I had learned about a portable mural called Invasión de Fernando, painted by David Botello, Wayne Healy, and George Yepes (who together comprised the public art collective East Los Streetscapers), in the course of my research for "Peloteros in Paradise." I wanted badly to include the piece in the exhibition—the 1981 mural celebrates Fernando Valenzuela's breakthrough season with the Dodgers and offers a sharp commentary on immigration by depicting a larger-than-life version of the star pitcher striding across a fence built to divide Southern California from Mexico as undocumented immigrants cut through the same fence —but I simply did not have enough space. I also did not know where it resided, and was running out of time to find out.
 
Shortly before the exhibition opened, I met David and Wayne in the course of my research for ¡Murales Rebeldes!: Contested Chicana/o Public Art, an exhibition LA Plaza will present in 2017 as part of the Getty's Pacific Standard Time: LA/LA initiative. It turned out that Fernando resided with them, and they would be willing to loan it to LA Plaza. I was particularly excited to learn that the Streetscapers had painted the mural as part of an arts festival held at the corner of Temple and Main in downtown LA, and that we would be bringing it back to Main Street for the first time in thirty-five years!
 
After finding a prominent space for the mural in our front window facing Main Street, I called a couple of top notch art handlers for some help one Saturday morning in August. We met with Wayne Healy at the Streetscapers’ studio in Commerce, and went to work assessing the condition of the mural, which needed to be cleaned before it could be displayed. The handlers were concerned about the condition of the aging acrylic paint and opted to clean as minimally as possible. They carefully vacuumed the front and back of the mural to remove dust, occasionally using a mesh screen to protect delicate areas of the mural. Next, they spot-cleaned a few stained areas of the piece.
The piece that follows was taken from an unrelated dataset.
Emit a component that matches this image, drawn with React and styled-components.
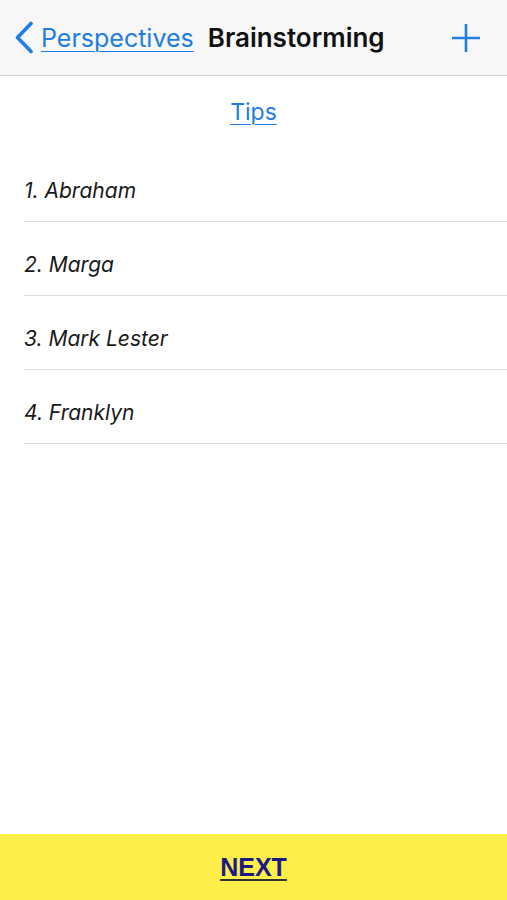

After receiving Wayne’s blessing on the cleaned mural, they carefully rolled it in plastic and brought it back to LA Plaza, where they hung the piece to face Main Street once again.
 
"Peloteros in Paradise" closes on October 31, but we've extended "Invasión de Fernando" for the rest of baseball season, and into the holiday season as well! Perhaps the mural will be a good luck charm for the Dodgers. If not, I hope that fans will find solace in its depiction of LA baseball's bygone years.
 

"Invasión de Fernando" will be on view at LA Plaza through the holiday season, and we invite you to see this special mural while it’s here!